Give only the number of lines where "React" occurs.

Start

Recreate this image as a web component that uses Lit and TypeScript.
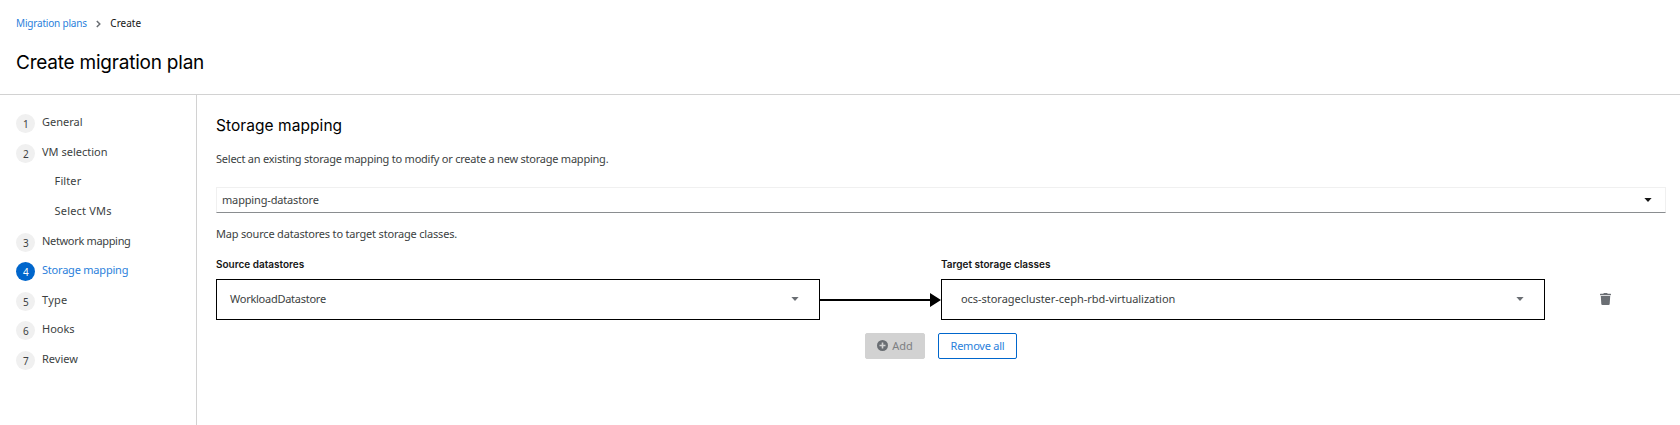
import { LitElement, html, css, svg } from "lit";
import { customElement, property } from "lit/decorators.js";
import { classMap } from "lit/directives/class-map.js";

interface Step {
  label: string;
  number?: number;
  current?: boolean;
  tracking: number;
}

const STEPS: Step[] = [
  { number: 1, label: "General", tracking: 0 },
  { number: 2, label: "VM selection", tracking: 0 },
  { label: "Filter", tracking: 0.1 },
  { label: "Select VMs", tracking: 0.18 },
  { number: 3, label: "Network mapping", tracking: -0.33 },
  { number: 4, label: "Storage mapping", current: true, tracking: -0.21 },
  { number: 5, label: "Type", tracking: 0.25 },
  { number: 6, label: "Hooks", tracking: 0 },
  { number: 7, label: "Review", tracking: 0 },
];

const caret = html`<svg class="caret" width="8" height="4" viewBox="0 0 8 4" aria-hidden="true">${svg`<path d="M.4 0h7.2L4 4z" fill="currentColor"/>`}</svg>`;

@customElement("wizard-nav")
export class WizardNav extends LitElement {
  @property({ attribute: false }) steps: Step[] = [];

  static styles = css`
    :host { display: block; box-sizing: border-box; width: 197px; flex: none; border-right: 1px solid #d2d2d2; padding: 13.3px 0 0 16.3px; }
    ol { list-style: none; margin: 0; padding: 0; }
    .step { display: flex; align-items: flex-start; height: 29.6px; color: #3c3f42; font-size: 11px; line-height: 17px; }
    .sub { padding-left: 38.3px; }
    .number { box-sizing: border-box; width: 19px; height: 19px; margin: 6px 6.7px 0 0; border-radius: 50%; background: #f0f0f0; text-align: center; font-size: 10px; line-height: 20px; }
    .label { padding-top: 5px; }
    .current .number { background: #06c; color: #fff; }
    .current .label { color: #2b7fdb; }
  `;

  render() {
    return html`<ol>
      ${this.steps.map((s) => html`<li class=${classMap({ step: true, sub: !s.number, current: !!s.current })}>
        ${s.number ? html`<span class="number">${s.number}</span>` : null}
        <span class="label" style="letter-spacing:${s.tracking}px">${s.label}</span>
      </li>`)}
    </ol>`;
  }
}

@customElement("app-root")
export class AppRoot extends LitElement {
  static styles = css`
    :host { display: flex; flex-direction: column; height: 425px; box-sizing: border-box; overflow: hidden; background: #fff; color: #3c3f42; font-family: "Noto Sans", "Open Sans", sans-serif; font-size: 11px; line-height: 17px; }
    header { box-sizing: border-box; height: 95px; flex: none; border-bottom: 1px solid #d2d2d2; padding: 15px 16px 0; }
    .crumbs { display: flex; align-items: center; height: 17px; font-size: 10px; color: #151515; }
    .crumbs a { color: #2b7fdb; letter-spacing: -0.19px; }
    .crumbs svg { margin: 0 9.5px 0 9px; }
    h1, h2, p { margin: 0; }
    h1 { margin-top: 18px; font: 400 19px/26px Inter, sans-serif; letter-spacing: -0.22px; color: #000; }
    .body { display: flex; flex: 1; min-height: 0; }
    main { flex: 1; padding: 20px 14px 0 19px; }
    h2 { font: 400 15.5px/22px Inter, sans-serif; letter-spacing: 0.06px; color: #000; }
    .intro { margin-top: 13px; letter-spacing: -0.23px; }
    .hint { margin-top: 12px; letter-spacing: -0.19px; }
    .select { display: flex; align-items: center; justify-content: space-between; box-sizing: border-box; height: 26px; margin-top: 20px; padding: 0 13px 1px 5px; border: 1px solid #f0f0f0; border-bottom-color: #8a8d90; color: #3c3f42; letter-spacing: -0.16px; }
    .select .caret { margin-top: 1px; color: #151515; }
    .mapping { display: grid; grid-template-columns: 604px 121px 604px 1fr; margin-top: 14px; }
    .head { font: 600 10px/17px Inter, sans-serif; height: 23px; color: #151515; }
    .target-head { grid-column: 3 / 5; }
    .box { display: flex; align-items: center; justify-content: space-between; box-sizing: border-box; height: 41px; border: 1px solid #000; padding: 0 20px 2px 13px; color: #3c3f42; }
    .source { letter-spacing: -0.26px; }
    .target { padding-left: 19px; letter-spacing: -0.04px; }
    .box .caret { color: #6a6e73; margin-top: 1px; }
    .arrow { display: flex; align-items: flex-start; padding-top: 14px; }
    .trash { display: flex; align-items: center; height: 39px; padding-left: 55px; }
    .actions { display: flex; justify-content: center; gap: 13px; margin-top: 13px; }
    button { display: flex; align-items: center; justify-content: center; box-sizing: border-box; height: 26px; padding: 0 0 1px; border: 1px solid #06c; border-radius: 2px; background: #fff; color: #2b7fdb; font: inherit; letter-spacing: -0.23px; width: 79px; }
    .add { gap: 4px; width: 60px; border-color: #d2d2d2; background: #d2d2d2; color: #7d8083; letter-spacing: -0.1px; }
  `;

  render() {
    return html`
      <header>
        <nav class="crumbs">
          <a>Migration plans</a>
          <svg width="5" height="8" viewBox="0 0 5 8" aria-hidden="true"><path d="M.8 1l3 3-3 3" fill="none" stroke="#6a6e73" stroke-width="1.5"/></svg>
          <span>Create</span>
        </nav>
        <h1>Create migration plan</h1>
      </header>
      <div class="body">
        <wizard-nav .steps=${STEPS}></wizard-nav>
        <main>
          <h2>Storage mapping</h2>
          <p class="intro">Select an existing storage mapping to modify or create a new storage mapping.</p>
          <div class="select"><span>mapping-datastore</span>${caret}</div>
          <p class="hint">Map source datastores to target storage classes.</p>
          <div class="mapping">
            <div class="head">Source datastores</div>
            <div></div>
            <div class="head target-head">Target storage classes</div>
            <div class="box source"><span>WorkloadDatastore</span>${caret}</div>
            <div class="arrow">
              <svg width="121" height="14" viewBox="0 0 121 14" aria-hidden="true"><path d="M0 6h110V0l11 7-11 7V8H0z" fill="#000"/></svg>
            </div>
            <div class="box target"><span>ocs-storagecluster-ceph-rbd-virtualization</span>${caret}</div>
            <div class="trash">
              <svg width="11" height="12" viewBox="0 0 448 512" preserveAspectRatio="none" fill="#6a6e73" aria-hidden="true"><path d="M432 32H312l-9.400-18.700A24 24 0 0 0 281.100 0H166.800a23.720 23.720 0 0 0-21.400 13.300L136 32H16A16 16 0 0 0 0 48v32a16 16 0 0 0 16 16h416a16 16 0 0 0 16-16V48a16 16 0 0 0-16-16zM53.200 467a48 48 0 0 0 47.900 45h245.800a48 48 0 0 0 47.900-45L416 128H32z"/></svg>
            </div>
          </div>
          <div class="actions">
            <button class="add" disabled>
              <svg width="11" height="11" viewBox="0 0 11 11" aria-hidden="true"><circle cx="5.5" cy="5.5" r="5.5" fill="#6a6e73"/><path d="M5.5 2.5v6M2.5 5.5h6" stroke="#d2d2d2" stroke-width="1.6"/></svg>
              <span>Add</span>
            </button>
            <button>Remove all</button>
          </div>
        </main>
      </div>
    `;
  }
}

End
Start

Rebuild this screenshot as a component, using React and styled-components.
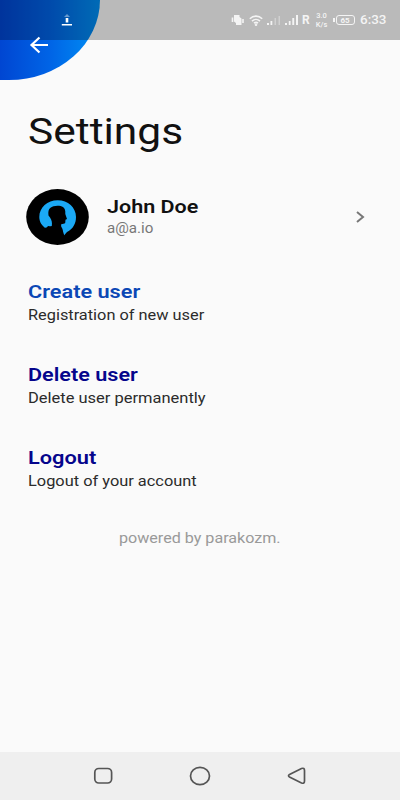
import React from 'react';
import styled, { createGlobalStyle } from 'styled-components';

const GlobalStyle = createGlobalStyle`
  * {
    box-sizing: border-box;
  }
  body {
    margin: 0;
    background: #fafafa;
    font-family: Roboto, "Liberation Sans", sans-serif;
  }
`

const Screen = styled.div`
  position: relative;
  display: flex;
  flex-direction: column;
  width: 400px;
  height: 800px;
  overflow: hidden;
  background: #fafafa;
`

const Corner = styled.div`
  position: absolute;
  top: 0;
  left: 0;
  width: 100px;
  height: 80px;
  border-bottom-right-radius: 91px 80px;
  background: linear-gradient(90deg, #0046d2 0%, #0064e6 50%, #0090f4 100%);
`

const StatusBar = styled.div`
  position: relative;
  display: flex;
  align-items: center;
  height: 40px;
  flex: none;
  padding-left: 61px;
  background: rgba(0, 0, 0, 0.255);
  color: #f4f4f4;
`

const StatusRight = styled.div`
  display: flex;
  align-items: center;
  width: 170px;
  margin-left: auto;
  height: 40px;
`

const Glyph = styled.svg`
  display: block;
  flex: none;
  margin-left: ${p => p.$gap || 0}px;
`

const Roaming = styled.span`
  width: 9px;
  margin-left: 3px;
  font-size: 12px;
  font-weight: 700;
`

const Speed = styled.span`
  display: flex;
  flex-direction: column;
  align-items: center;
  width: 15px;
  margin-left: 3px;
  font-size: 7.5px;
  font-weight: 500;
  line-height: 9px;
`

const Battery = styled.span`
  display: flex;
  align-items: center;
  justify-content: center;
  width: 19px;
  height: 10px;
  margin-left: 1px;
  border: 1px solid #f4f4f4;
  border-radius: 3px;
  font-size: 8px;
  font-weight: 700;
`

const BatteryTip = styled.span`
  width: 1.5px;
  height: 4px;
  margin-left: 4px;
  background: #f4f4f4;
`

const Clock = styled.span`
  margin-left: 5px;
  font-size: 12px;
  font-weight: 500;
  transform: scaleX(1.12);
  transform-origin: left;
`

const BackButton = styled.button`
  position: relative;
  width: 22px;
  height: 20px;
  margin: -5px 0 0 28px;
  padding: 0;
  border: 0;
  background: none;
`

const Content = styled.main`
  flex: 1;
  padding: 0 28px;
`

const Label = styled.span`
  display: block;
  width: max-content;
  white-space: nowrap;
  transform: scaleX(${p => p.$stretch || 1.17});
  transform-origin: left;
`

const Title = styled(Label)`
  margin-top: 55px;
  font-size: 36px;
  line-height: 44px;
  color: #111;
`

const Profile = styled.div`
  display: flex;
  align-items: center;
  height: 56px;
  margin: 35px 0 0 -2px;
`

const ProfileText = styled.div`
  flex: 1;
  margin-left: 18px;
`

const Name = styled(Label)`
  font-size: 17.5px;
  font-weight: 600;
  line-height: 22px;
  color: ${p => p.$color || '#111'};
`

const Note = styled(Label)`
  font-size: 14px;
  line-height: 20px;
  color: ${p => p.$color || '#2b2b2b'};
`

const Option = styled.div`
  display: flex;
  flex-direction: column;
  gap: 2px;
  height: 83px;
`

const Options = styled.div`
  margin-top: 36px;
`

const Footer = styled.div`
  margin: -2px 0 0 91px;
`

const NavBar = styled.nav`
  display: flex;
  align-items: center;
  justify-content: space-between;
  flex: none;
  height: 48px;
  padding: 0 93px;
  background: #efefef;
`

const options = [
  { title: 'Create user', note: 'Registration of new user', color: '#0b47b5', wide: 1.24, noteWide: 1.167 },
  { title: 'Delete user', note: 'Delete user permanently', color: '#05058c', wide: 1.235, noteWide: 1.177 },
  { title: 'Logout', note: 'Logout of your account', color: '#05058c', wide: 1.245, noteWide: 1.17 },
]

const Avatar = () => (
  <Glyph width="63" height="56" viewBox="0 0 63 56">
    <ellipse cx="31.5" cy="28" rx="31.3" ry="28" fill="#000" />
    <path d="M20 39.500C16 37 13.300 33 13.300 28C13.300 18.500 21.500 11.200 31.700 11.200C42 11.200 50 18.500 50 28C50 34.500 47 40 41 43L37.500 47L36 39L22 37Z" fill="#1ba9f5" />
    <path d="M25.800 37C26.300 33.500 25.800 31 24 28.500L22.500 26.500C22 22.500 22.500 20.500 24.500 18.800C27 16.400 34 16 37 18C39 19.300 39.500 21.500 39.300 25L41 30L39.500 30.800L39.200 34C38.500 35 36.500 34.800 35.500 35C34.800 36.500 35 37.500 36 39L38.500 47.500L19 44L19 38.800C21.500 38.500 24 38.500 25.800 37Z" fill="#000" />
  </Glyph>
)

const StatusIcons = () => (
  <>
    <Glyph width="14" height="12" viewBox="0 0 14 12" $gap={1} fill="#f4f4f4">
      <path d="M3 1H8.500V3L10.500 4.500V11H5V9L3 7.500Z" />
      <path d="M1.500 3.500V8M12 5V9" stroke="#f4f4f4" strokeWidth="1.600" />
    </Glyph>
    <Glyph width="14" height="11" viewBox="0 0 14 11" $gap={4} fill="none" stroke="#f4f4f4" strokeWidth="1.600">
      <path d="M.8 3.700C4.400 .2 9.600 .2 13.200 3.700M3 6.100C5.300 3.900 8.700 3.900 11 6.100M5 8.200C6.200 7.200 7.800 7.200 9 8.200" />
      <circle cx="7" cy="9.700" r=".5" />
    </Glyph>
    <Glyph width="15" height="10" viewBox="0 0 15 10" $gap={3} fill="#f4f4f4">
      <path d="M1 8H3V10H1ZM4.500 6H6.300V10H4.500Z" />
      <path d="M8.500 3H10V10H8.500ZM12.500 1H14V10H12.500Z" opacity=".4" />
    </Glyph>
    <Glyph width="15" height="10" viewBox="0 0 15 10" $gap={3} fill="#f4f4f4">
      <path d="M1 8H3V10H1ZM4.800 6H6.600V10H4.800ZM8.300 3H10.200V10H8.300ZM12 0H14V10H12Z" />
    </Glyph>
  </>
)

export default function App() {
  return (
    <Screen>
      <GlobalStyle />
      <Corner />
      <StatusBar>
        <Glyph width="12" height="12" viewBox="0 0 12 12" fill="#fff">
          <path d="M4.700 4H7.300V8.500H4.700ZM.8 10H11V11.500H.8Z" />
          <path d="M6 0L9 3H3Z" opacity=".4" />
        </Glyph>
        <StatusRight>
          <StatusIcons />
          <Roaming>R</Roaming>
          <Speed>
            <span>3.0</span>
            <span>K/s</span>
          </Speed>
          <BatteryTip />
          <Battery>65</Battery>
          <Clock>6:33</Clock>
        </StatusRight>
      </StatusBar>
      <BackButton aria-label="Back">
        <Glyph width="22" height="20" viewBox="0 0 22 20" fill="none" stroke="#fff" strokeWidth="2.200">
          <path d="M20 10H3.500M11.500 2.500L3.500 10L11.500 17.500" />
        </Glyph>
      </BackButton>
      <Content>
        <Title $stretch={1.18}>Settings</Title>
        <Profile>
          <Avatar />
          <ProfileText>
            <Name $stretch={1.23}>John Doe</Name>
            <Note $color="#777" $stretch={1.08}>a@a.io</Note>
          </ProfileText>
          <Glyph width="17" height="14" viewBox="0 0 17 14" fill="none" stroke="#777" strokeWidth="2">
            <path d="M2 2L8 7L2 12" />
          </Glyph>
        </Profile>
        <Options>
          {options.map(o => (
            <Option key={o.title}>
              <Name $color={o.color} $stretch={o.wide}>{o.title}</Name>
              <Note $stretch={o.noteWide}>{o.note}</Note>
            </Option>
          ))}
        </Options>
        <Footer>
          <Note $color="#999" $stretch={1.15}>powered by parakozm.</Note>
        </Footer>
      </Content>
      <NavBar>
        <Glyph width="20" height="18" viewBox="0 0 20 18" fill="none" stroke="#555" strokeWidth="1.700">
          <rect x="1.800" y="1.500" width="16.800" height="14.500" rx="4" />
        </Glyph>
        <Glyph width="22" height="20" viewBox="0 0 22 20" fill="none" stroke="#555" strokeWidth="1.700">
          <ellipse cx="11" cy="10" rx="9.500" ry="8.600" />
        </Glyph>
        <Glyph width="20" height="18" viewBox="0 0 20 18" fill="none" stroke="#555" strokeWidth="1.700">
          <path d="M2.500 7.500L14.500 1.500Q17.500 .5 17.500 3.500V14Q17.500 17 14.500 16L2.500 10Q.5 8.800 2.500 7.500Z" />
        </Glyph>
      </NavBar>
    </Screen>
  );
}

End

### Finished exercise
2